(The problem) Pull out every line below containing the word "would".

(Stored records)
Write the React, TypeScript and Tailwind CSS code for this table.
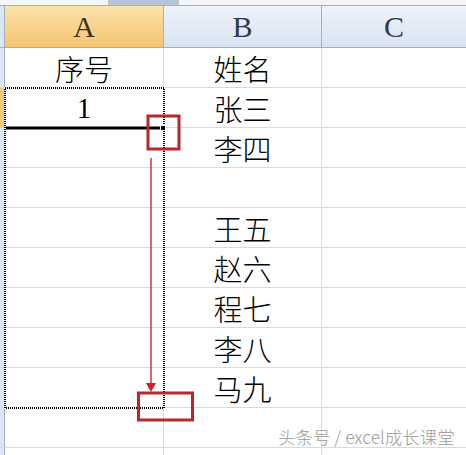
import React from "react";

const rows: [string, string][] = [
  ["序号", "姓名"],
  ["1", "张三"],
  ["", "李四"],
  ["", ""],
  ["", "王五"],
  ["", "赵六"],
  ["", "程七"],
  ["", "李八"],
  ["", "马九"],
  ["", ""],
  ["", ""],
];

const cjk = { fontFamily: '"Noto Sans CJK SC", sans-serif' };
const serif = { fontFamily: '"Liberation Serif", "Noto Sans CJK SC", serif' };

export default function App() {
  return (
    <div className="relative w-[466px] h-[455px] overflow-hidden bg-white">
      {/* top strip */}
      <div className="flex h-[6px] bg-[#f3f5f8] border-b border-[#9fb0c6]">
        <div className="w-[108px]" />
        <div className="w-[71px] bg-[#b7c4d6]" />
        <div className="flex-1" />
      </div>
      {/* header row */}
      <div className="flex h-[42px] border-b border-[#9fb0c6]">
        <div className="w-[5px] bg-[#dbe5f3] border-r border-[#9fb0c6]" />
        <div
          className="w-[159px] flex items-center justify-center bg-gradient-to-b from-[#fbe3aa] to-[#f5c471] border-r border-[#e3a84e] text-[30px] text-[#3a3320]"
          style={serif}
        >
          A
        </div>
        <div
          className="w-[158px] flex items-center justify-center bg-gradient-to-b from-[#eef3fa] to-[#d9e3f1] border-r border-[#9fb0c6] text-[30px] text-[#2f3a4a]"
          style={serif}
        >
          B
        </div>
        <div
          className="flex-1 flex items-center justify-center bg-gradient-to-b from-[#eef3fa] to-[#d9e3f1] text-[30px] text-[#2f3a4a]"
          style={serif}
        >
          C
        </div>
      </div>
      {/* body rows */}
      {rows.map(([a, b], i) => (
        <div key={i} className="flex h-[40px] border-b border-[#d4dbe6]">
          <div
            className={
              i === 1
                ? "w-[5px] bg-[#f6c878] border-r border-[#d9a24f]"
                : "w-[5px] bg-[#dbe5f3] border-r border-[#9fb0c6]"
            }
          />
          <div
            className={
              "w-[159px] flex items-center justify-center border-r border-[#d4dbe6] text-black " +
              (a === "1" ? "text-[29px]" : "text-[29px]")
            }
            style={a === "1" ? serif : cjk}
          >
            <span className="font-light leading-none pt-[2px]">{a}</span>
          </div>
          <div
            className="w-[158px] flex items-center justify-center border-r border-[#d4dbe6] text-[29px] text-black"
            style={cjk}
          >
            <span className="font-light leading-none pt-[2px]">{b}</span>
          </div>
          <div className="flex-1" />
        </div>
      ))}

      {/* overlays */}
      <svg
        className="absolute left-0 top-0 pointer-events-none"
        width="466"
        height="455"
        viewBox="0 0 466 455"
      >
        <rect x="5" y="88" width="159" height="320" fill="none" stroke="#ffffff" strokeWidth="2" />
        <rect
          x="5"
          y="88"
          width="159"
          height="320"
          fill="none"
          stroke="#000000"
          strokeWidth="2"
          strokeDasharray="1 1"
        />
        <rect x="6" y="126.5" width="154" height="3" fill="#000" />
        <rect x="160.5" y="125.5" width="5" height="5" fill="#000" stroke="#fff" strokeWidth="1" />
        <rect x="148" y="116" width="31" height="33" fill="none" stroke="#b8272b" strokeWidth="3" />
        <line x1="151" y1="158" x2="151" y2="385" stroke="#c0393c" strokeWidth="1.5" />
        <polygon points="146,383 156,383 151,392" fill="#d21f26" />
        <rect x="138.5" y="393" width="54" height="27" fill="none" stroke="#b8272b" strokeWidth="3" />
      </svg>

      {/* watermark */}
      <div
        className="absolute left-[278px] top-[428px] text-[17.5px] leading-none font-light text-[#9a9a9a] whitespace-nowrap"
        style={{ fontFamily: '"Noto Sans CJK SC", sans-serif', textShadow: "0 0 2px #fff" }}
      >
        头条号 / excel成长课堂
      </div>
    </div>
  );
}
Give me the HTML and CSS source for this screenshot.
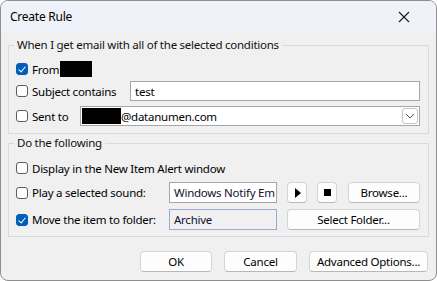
FILE: index.html
```html
<!DOCTYPE html>
<html lang="en">
<head>
    <meta charset="UTF-8">
    <title>Create Rule</title>
    <link rel="stylesheet" href="styles.css">
</head>
<body>
    <div class="window">
        <div class="titlebar">
            <span class="title">Create Rule</span>
            <svg class="close" width="12" height="12" viewBox="0 0 12 12">
                <path d="M1 1 L11 11 M11 1 L1 11" stroke="#1a1a1a" stroke-width="1.1" fill="none"/>
            </svg>
        </div>

        <div class="content">
            <fieldset class="group conditions">
                <legend>When I get email with all of the selected conditions</legend>
                <div class="row">
                    <span class="check on"></span>
                    <span class="label">From</span>
                    <span class="redact from-redact"></span>
                </div>
                <div class="row subject-row">
                    <span class="check"></span>
                    <span class="label w-subject">Subject contains</span>
                    <div class="textbox grow">test</div>
                </div>
                <div class="row sent-row">
                    <span class="check"></span>
                    <span class="label w-sent">Sent to</span>
                    <div class="combo grow">
                        <span class="redact sent-redact"></span>
                        <span class="combo-text">@datanumen.com</span>
                        <span class="drop">
                            <svg width="10" height="6" viewBox="0 0 10 6">
                                <path d="M1 1 L5 5 L9 1" stroke="#555" stroke-width="1" fill="none"/>
                            </svg>
                        </span>
                    </div>
                </div>
            </fieldset>

            <fieldset class="group actions">
                <legend>Do the following</legend>
                <div class="row">
                    <span class="check"></span>
                    <span class="label">Display in the New Item Alert window</span>
                </div>
                <div class="row sound-row">
                    <span class="check"></span>
                    <span class="label w-action">Play a selected sound:</span>
                    <div class="textbox field">Windows Notify Em</div>
                    <button class="btn icon-btn play"><span class="tri"></span></button>
                    <button class="btn icon-btn stop"><span class="sq"></span></button>
                    <button class="btn browse">Browse...</button>
                </div>
                <div class="row folder-row">
                    <span class="check on"></span>
                    <span class="label w-action">Move the item to folder:</span>
                    <div class="textbox field readonly">Archive</div>
                    <button class="btn select-folder">Select Folder...</button>
                </div>
            </fieldset>

            <div class="buttons">
                <button class="btn ok">OK</button>
                <button class="btn cancel">Cancel</button>
                <button class="btn advanced">Advanced Options...</button>
            </div>
        </div>
    </div>
</body>
</html>
```

FILE: styles.css
```css
body {
    margin: 0;
    background: #fff;
    font-family: "Noto Sans", sans-serif;
    font-size: 11.5px;
    letter-spacing: -0.25px;
    color: #000;
}
.window {
    width: 437px;
    height: 281px;
    box-sizing: border-box;
    border: 1px solid #8e8e8e;
    border-radius: 8px;
    background: #f0f0f0;
    overflow: hidden;
}
.titlebar {
    height: 31px;
    background: #eff2f9;
    display: flex;
    align-items: center;
    padding-left: 9px;
}
.title {
    font-size: 12px;
}
.close {
    margin-left: auto;
    margin-right: 26px;
}
.content {
    padding: 0 7px;
}
.group {
    margin: 0;
    border: 1px solid #dadada;
    padding: 0 8px 7px 7px;
}
.group legend {
    padding: 0 3px;
    margin-left: -2px;
    line-height: 16px;
    color: #111;
}
.conditions {
    margin-top: 5px;
    padding-top: 6px;
}
.actions {
    margin-top: 1px;
    padding-top: 7px;
    padding-bottom: 6px;
}
.row {
    display: flex;
    align-items: center;
    height: 20px;
}
.subject-row {
    margin-top: 2px;
}
.sent-row {
    margin-top: 5px;
}
.sound-row {
    margin-top: 4px;
    height: 21px;
}
.folder-row {
    margin-top: 6px;
    height: 21px;
}
.check {
    width: 10px;
    height: 10px;
    border: 1px solid #5d5d5d;
    border-radius: 3px;
    background: #fff;
    margin-right: 4px;
    flex: none;
    position: relative;
}
.check.on {
    background: #005fb8;
    border-color: #005fb8;
}
.check.on::after {
    content: "";
    position: absolute;
    left: 3px;
    top: 1px;
    width: 3px;
    height: 6px;
    border: solid #fff;
    border-width: 0 1px 1px 0;
    transform: rotate(40deg);
}
.label {
    white-space: nowrap;
    flex: none;
}
.w-subject {
    width: 98px;
}
.w-sent {
    width: 48px;
}
.w-action {
    width: 137px;
}
.redact {
    display: inline-block;
    background: #000;
    height: 16px;
}
.from-redact {
    width: 32px;
    margin-left: 1px;
}
.grow {
    flex: 1;
}
.textbox {
    height: 20px;
    box-sizing: border-box;
    border: 1px solid #a6a6a6;
    background: #fff;
    padding: 0 4px;
    display: flex;
    align-items: center;
    white-space: nowrap;
    overflow: hidden;
}
.field {
    width: 108px;
    flex: none;
    height: 21px;
    color: #101030;
}
.readonly {
    background: #f0f0f0;
    border-color: #9aaad0;
}
.combo {
    height: 20px;
    box-sizing: border-box;
    border: 1px solid #a6a6a6;
    background: #fff;
    display: flex;
    align-items: center;
    padding-left: 1px;
    padding-right: 1px;
}
.sent-redact {
    width: 39px;
}
.combo-text {
    flex: 1;
}
.drop {
    width: 14px;
    height: 14px;
    border: 1px solid #c6c6c6;
    border-radius: 3px;
    display: flex;
    align-items: center;
    justify-content: center;
}
.btn {
    font-family: "Noto Sans", sans-serif;
    font-size: 11.5px;
    letter-spacing: -0.25px;
    color: #000;
    background: #fdfdfd;
    border: 1px solid #d4d4d4;
    border-bottom-color: #b8b8b8;
    border-radius: 4px;
    height: 21px;
    padding: 0;
    box-sizing: border-box;
    display: flex;
    align-items: center;
    justify-content: center;
}
.icon-btn {
    width: 20px;
    flex: none;
}
.play {
    margin-left: 10px;
}
.stop {
    margin-left: 10px;
}
.tri {
    width: 0;
    height: 0;
    border-left: 6px solid #000;
    border-top: 5px solid transparent;
    border-bottom: 5px solid transparent;
    margin-left: 1px;
}
.sq {
    width: 7px;
    height: 7px;
    background: #000;
}
.browse {
    margin-left: 11px;
    flex: 1;
}
.select-folder {
    margin-left: 10px;
    flex: 1;
}
.buttons {
    display: flex;
    justify-content: flex-end;
    gap: 12px;
    margin-top: 14px;
    margin-right: 1px;
}
.ok {
    width: 72px;
}
.cancel {
    width: 73px;
}
.advanced {
    width: 119px;
}
```
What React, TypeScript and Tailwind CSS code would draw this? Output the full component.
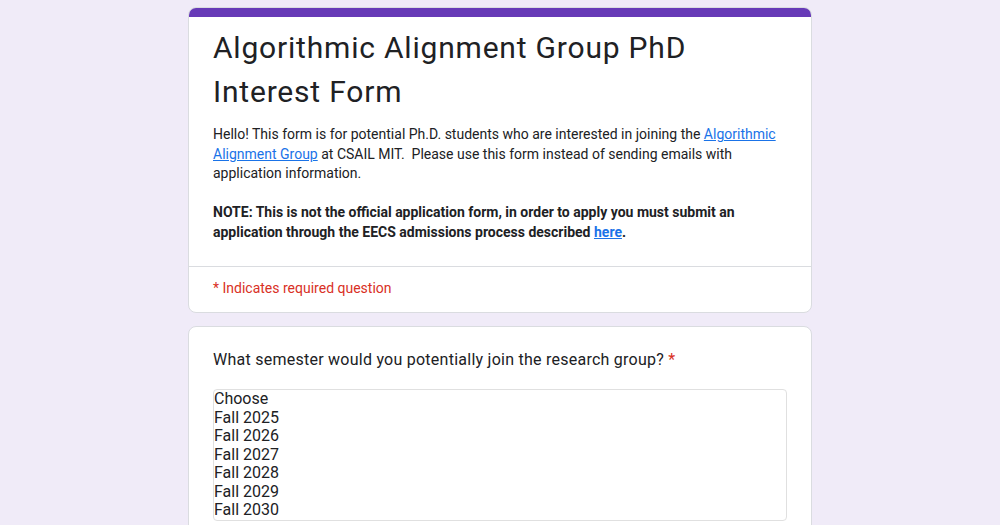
import React from "react";

export default function App() {
  const options = ["Choose", "Fall 2025", "Fall 2026", "Fall 2027", "Fall 2028", "Fall 2029", "Fall 2030"];
  return (
    <div className="min-h-[525px] w-full bg-[#f0ebf8] pt-[7px] font-['Roboto',sans-serif] text-[#202124]">
      <div className="mx-auto w-[624px] flex flex-col gap-[13px]">
        <div className="rounded-lg bg-white border border-[#dadce0] overflow-hidden">
          <div className="h-[10px] bg-[#673ab7] -mt-px -mx-px" />
          <div className="px-6 pt-[9px] pb-6">
            <h1 className="text-[30px] leading-[44px] font-normal tracking-[0.8px] text-[#202124]">
              Algorithmic Alignment Group PhD Interest Form
            </h1>
            <div className="mt-[11px] text-[14px] leading-[19.5px] text-[#202124]">
              <p>
                Hello! This form is for potential Ph.D. students who are interested in joining the{" "}
                <a href="#" className="text-[#1a73e8] underline">Algorithmic Alignment Group</a> at CSAIL MIT.&nbsp; Please use this form instead of sending emails with application information.
              </p>
              <p className="h-[19.5px]" />
              <p className="font-bold">
                NOTE: This is not the official application form, in order to apply you must submit an application through the EECS admissions process described{" "}
                <a href="#" className="text-[#1a73e8] underline">here</a>.
              </p>
            </div>
          </div>
          <div className="border-t border-[#dadce0] px-6 pt-[11px] pb-[14px]">
            <p className="text-[14px] leading-5 text-[#d93025]">* Indicates required question</p>
          </div>
        </div>
        <div className="rounded-lg bg-white border border-[#dadce0] px-6 pt-[21px] pb-6">
          <p className="text-[16px] leading-6 tracking-[0.25px] text-[#202124]">
            What semester would you potentially join the research group? <span className="text-[#d93025]">*</span>
          </p>
          <div className="mt-[17px] border border-[#e0e0e0] rounded-[4px]">
            {options.map((o) => (
              <div key={o} className="text-[16px] leading-[18.5px] text-[#202124]">{o}</div>
            ))}
          </div>
        </div>
      </div>
    </div>
  );
}
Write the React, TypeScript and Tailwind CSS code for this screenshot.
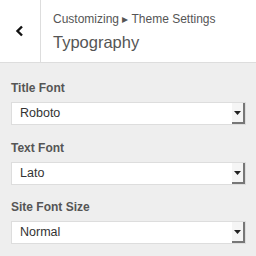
import React from "react";

function Select({ value }: { value: string }) {
  return (
    <div className="flex h-[23px] w-[235px] items-stretch border border-[#dddddd] bg-white">
      <div className="flex flex-1 items-center pl-[8px] text-[12.5px] text-[#333]">{value}</div>
      <div className="flex w-[13px] items-center justify-center border-b-[2px] border-r-[2px] border-[#777] bg-[#f5f5f5]">
        <svg width="7" height="4" viewBox="0 0 7 4">
          <polygon points="0,0 7,0 3.5,4" fill="#222" />
        </svg>
      </div>
    </div>
  );
}

export default function App() {
  return (
    <div className="h-[256px] w-[256px] overflow-hidden bg-[#eeeeee]" style={{ fontFamily: '"Liberation Sans", Arial, sans-serif' }}>
      <div className="flex h-[63px] border-b border-[#dddddd] bg-white">
        <div className="flex w-[41px] items-center justify-center border-r border-[#dddddd]">
          <svg width="10" height="12" viewBox="0 0 10 12">
            <path d="M7 1.5 L2.5 6 L7 10.5" stroke="#111" strokeWidth="2.4" fill="none" />
          </svg>
        </div>
        <div className="flex flex-col pl-[12px] pt-[11px]">
          <div className="text-[12px] leading-[16px] text-[#555]">Customizing ▸ Theme Settings</div>
          <div className="mt-[4px] text-[16.5px] leading-[22px] text-[#555]">Typography</div>
        </div>
      </div>
      <div className="flex flex-col px-[11px] pt-[17px]">
        <div className="text-[12px] font-bold leading-[16px] text-[#555]">Title Font</div>
        <div className="mt-[6px]"><Select value="Roboto" /></div>
        <div className="mt-[15px] text-[12px] font-bold leading-[16px] text-[#555]">Text Font</div>
        <div className="mt-[6px]"><Select value="Lato" /></div>
        <div className="mt-[14px] text-[12px] font-bold leading-[16px] text-[#555]">Site Font Size</div>
        <div className="mt-[6px]"><Select value="Normal" /></div>
      </div>
    </div>
  );
}
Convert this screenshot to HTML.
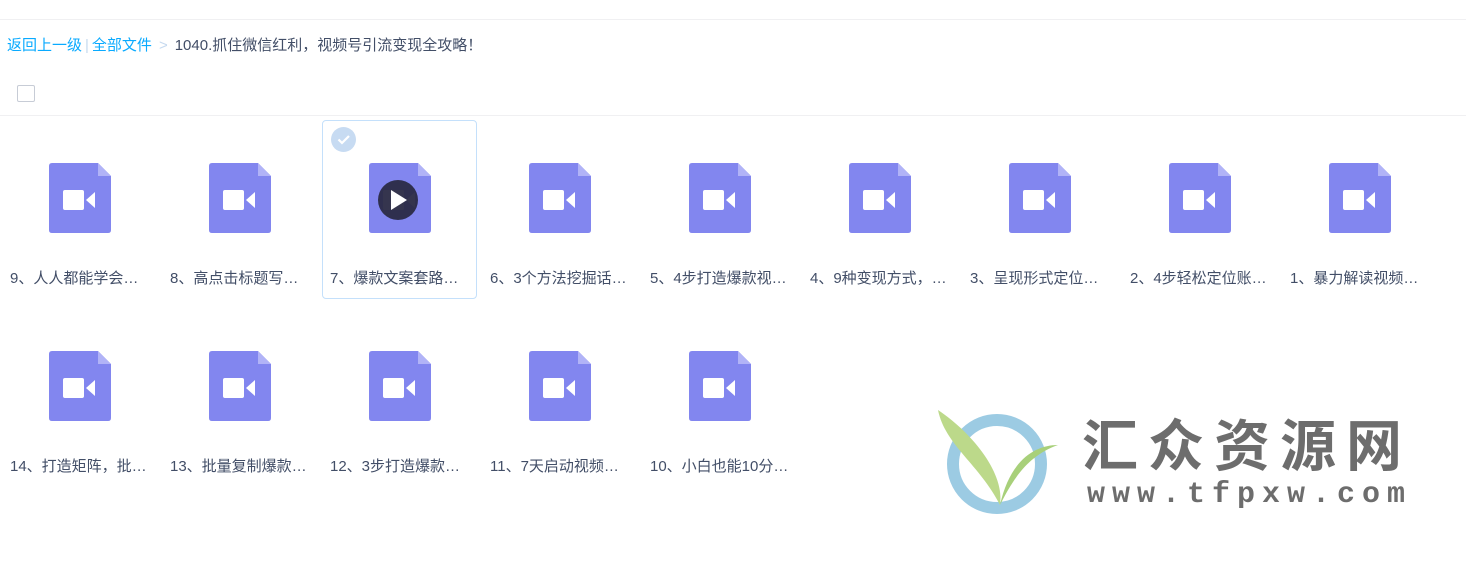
<!DOCTYPE html>
<html><head><meta charset="utf-8"><style>
*{margin:0;padding:0;box-sizing:border-box}
body{width:1466px;height:563px;background:#fff;font-family:"Liberation Sans","Noto Sans CJK SC",sans-serif;position:relative;overflow:hidden}
.topline{position:absolute;left:0;right:0;top:19px;border-top:1px solid #f0f0f2}
.crumb{position:absolute;left:7px;top:34px;font-size:15px;color:#424e67;white-space:nowrap}
.crumb a{color:#09aaff;text-decoration:none}
.crumb .sep{color:#c5d9ef}
.cb{position:absolute;left:17px;top:85px;width:18px;height:17px;border:1px solid #c7ccd6;border-radius:2px}
.line2{position:absolute;left:0;right:0;top:115px;border-top:1px solid #f0f0f2}
.item{position:absolute;width:160px;height:180px}
.ico{position:absolute;left:49px;top:43px;width:62px;height:70px}
.lab{position:absolute;left:10px;top:147px;font-size:15px;color:#424e67;white-space:nowrap}
.sel{position:absolute;left:322px;top:120px;width:155px;height:179px;border:1px solid #c4e0fb;border-radius:4px}
.chk{position:absolute;left:331px;top:127px;width:25px;height:25px;border-radius:50%;background:#c7dbf2}
.wm{position:absolute;left:1082px;top:402px;font-size:56px;font-weight:bold;color:#6d6d6d;letter-spacing:10px;font-family:"Noto Sans CJK SC",sans-serif}
.wm2{position:absolute;left:1087px;top:478px;font-size:30px;font-weight:bold;color:#6d6d6d;letter-spacing:7px;font-family:"Liberation Mono",monospace}
</style></head><body>
<svg width="0" height="0" style="position:absolute"><defs>
<g id="v"><path d="M3 0H49L62 13V67Q62 70 59 70H3Q0 70 0 67V3Q0 0 3 0Z" fill="#8286ef"/><path d="M49 0L62 13H49Z" fill="#b1b3f7"/><rect x="14" y="27" width="21" height="20" rx="2" fill="#fff"/><path d="M37 37L46 29V45Z" fill="#fff"/></g>
</defs></svg>
<div class="topline"></div>
<div class="crumb"><a>返回上一级</a><span class="sep" style="margin:0 3px">|</span><a>全部文件</a><span class="sep" style="margin:0 7px">&gt;</span>1040.抓住微信红利，视频号引流变现全攻略！</div>
<div class="cb"></div>
<div class="line2"></div>
<div class="sel"></div>
<div class="chk"><svg width="25" height="25"><path d="M7.5 12.5L11 16L18 9" stroke="#fff" stroke-width="2.2" fill="none"/></svg></div>

<div class="item" style="left:0;top:120px"><svg class="ico"><use href="#v"/></svg><div class="lab">9、人人都能学会…</div></div>
<div class="item" style="left:160px;top:120px"><svg class="ico"><use href="#v"/></svg><div class="lab">8、高点击标题写…</div></div>
<div class="item" style="left:320px;top:120px"><svg class="ico"><use href="#v"/><circle cx="29" cy="37" r="20" fill="#2a2a45" opacity=".95"/><path d="M22 27L38 37L22 47Z" fill="#fff"/></svg><div class="lab">7、爆款文案套路…</div></div>
<div class="item" style="left:480px;top:120px"><svg class="ico"><use href="#v"/></svg><div class="lab">6、3个方法挖掘话…</div></div>
<div class="item" style="left:640px;top:120px"><svg class="ico"><use href="#v"/></svg><div class="lab">5、4步打造爆款视…</div></div>
<div class="item" style="left:800px;top:120px"><svg class="ico"><use href="#v"/></svg><div class="lab">4、9种变现方式，…</div></div>
<div class="item" style="left:960px;top:120px"><svg class="ico"><use href="#v"/></svg><div class="lab">3、呈现形式定位…</div></div>
<div class="item" style="left:1120px;top:120px"><svg class="ico"><use href="#v"/></svg><div class="lab">2、4步轻松定位账…</div></div>
<div class="item" style="left:1280px;top:120px"><svg class="ico"><use href="#v"/></svg><div class="lab">1、暴力解读视频…</div></div>

<div class="item" style="left:0;top:308px"><svg class="ico"><use href="#v"/></svg><div class="lab">14、打造矩阵，批…</div></div>
<div class="item" style="left:160px;top:308px"><svg class="ico"><use href="#v"/></svg><div class="lab">13、批量复制爆款…</div></div>
<div class="item" style="left:320px;top:308px"><svg class="ico"><use href="#v"/></svg><div class="lab">12、3步打造爆款…</div></div>
<div class="item" style="left:480px;top:308px"><svg class="ico"><use href="#v"/></svg><div class="lab">11、7天启动视频…</div></div>
<div class="item" style="left:640px;top:308px"><svg class="ico"><use href="#v"/></svg><div class="lab">10、小白也能10分…</div></div>

<svg style="position:absolute;left:930px;top:405px" width="135" height="115">
<circle cx="67" cy="59" r="44" fill="none" stroke="#9ccbe3" stroke-width="12"/>
<path d="M8 5C15 40 50 60 70 100C75 70 45 30 8 5Z" fill="#bcd98a"/>
<path d="M70 100C85 70 100 50 128 40C105 40 80 55 70 100Z" fill="#a8d07a"/>
</svg>
<div class="wm">汇众资源网</div>
<div class="wm2">www.tfpxw.com</div>
</body></html>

(Correct response)
What React, TypeScript and Tailwind CSS code would draw this? Output the full component.
            What semester would you potentially join the research group? <span className="text-[#d93025]">*</span>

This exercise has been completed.